Estes dois arguidos negam-no. E durante o debate instrutório que teve lugar nesta segunda-feira – uma espécie de pré-julgamento no fim do qual um juiz decide se existem indícios suficientes para fazer sentar os suspeitos no banco dos réus ou se, pelo contrário, é melhor arquivar o processo – os seus advogados desmentiram alguns factos que constam da acusação. Por exemplo, que o antigo director regional, José Almeida, se tenha tornado accionista de um dos colégios do grupo, posição que teria assumido como mais uma contrapartida da corrupção.

O Ministério Público estima que os administradores dos colégios se tenham apoderado para seu uso pessoal de 30 dos 300 milhões de euros que o GPS recebeu do Estado entre 2005 e 2013 por conta dos chamados contratos de associação, que são os apoios que o Estado concede ao ensino privado que faz as vezes do público nas localidades onde este último não existe, ou não chega para todos quantos estão na escolaridade obrigatória.

Porsche, Audi, Mercedes

A um dos administradores do grupo de escolas particulares GPS, liderado pelo socialista António Calvete, foram apreendidas pelas autoridades seis dezenas de automóveis. Da frota de veículos faziam parte dois Porsches, e ainda vários Audis e Mercedes de topo de gama. E da vida dos gestores do grupo faziam parte os cruzeiros às Caraíbas e os almoços e jantares bem regados. Numa dessas refeições, três pessoas terão bebido nada menos que 36 garrafas de vinho. Pelo menos é o que diz uma factura passada em 2010 pelo restaurante Manjar do Marquês, em Pombal, ao grupo dos colégios, no valor de 1440 euros. Também aparecem nas contas garrafas de champanhe.

Mas não foram os eventuais efeitos nocivos para a saúde dos empresários de semelhante estilo de vida que impressionaram as autoridades. O que realmente suscitou a sua atenção foi a proveniência de tanto dinheiro.

Os investigadores quiseram perceber qual o milagre que permitiu um grupo de sete escolas transformar-se, em menos de dez anos, num conglomerado de cinco dezenas de empresas, de agências de viagens a supermercados, entre outras áreas de negócio. E concluíram que muito se terá devido aos bons ofícios do secretário de Estado e do director regional. Mas também à informação falsa que os gestores terão transmitindo ao Ministério da Educação ao longo dos anos.

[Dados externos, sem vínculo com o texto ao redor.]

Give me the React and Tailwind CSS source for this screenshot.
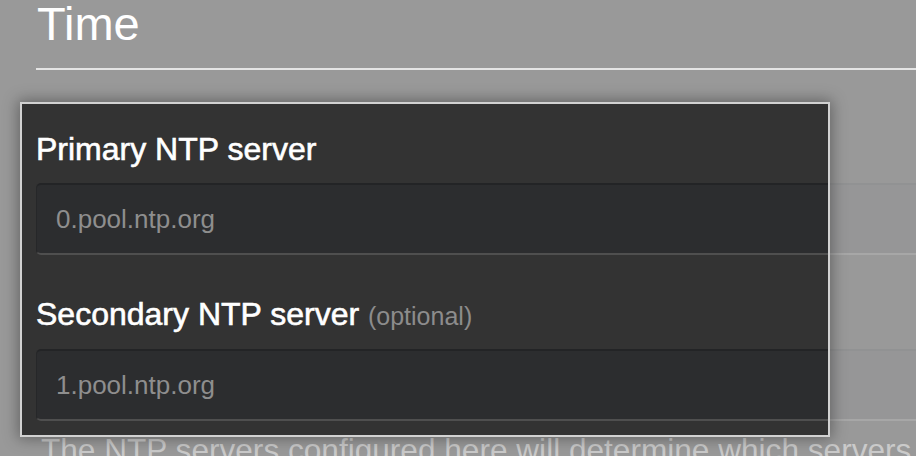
import React from "react";

export default function App() {
  return (
    <div
      className="relative w-[916px] h-[456px] overflow-hidden bg-[#333333]"
      style={{ fontFamily: '"Liberation Sans", Arial, sans-serif' }}
    >
      <div className="pl-[36px] w-[1100px]">
        <h1 className="text-[47px] leading-none text-white font-normal pl-[1px]">Time</h1>
        <div className="mt-[21px] border-t-2 border-[#c8c8c8]" />

        <label className="block mt-[63px] text-[32px] leading-none font-normal text-white [-webkit-text-stroke:0.6px_white]">
          Primary NTP server
        </label>
        <input
          readOnly
          placeholder="0.pool.ntp.org"
          className="block mt-[18px] w-full h-[72px] rounded-[5px] bg-[#2c2d2f] border border-[#262729] border-t-2 border-t-[#232426] border-b-2 border-b-[#4f4f4f] pl-[19px] text-[26px] text-[#8e8e8e] placeholder:text-[#8e8e8e] outline-none"
        />

        <label className="block mt-[43px] text-[32px] leading-none font-normal text-white">
          <span className="[-webkit-text-stroke:0.6px_white]">Secondary NTP server</span>{" "}
          <span className="text-[25px] font-normal text-[#8c8c8c]">(optional)</span>
        </label>
        <input
          readOnly
          placeholder="1.pool.ntp.org"
          className="block mt-[19px] w-full h-[72px] rounded-[5px] bg-[#2c2d2f] border border-[#262729] border-t-2 border-t-[#232426] border-b-2 border-b-[#4f4f4f] pl-[19px] text-[26px] text-[#8e8e8e] placeholder:text-[#8e8e8e] outline-none"
        />

        <p className="mt-[14px] pl-[5px] text-[31.6px] leading-none text-[#949494] whitespace-nowrap">
          The NTP servers configured here will determine which servers are used to synchronize the time.
        </p>
      </div>

      <div className="pointer-events-none absolute left-[20px] top-[102px] w-[810px] h-[335px] border-2 border-[#d2d2d2] shadow-[0_0_14px_2px_rgba(0,0,0,0.35),0_0_0_2000px_rgba(255,255,255,0.5)]" />
    </div>
  );
}
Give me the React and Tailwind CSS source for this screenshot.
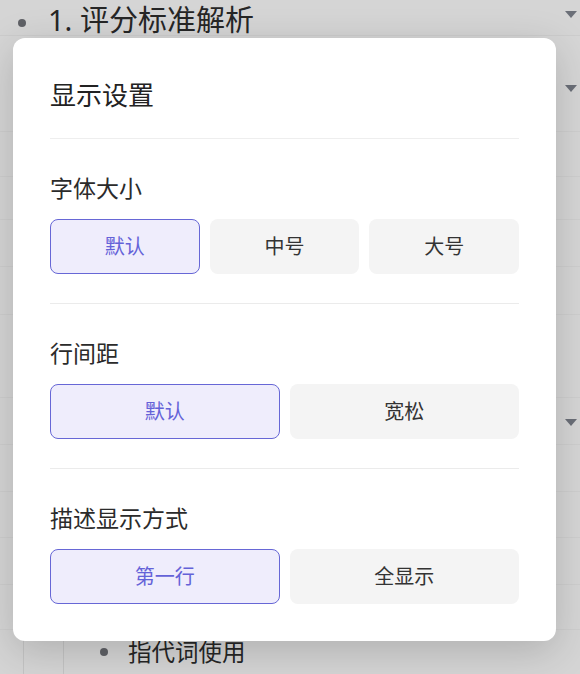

Para os advogados, o curto período de tempo em que o Governo de Santana Lopes esteve em funções não permitiu aos seus membros assegurar o que quer que fosse a longo prazo – nomeadamente os tais apoios aos colégios, que têm um carácter anual. Razão pela qual os donos do grupo GPS não tinham interesse em pagar-lhes luvas. Afinal, havia de ser um secretário de Estado nomeado por um Governo socialista a autorizar a celebração dos contratos entre o Estado e o grupo GPS agora sob suspeita, assegurou o defensor de um dos arguidos. Tratou-se de Valter Lemos, que sucedeu a José Canavarro no cargo.

Caberá ao juiz Ivo Rosa, do Tribunal Central de Instrução Criminal, decidir se os suspeitos – sete, ao todo, entre ex-administradores e ex-responsáveis do Ministério da Educação ­– serão julgados e por que crimes, se por todos aqueles de que estão acusados ou apenas parte deles. Ivo Rosa é também o juiz responsável pela fase de pré-julgamento da Operação Marquês que terá início em Janeiro.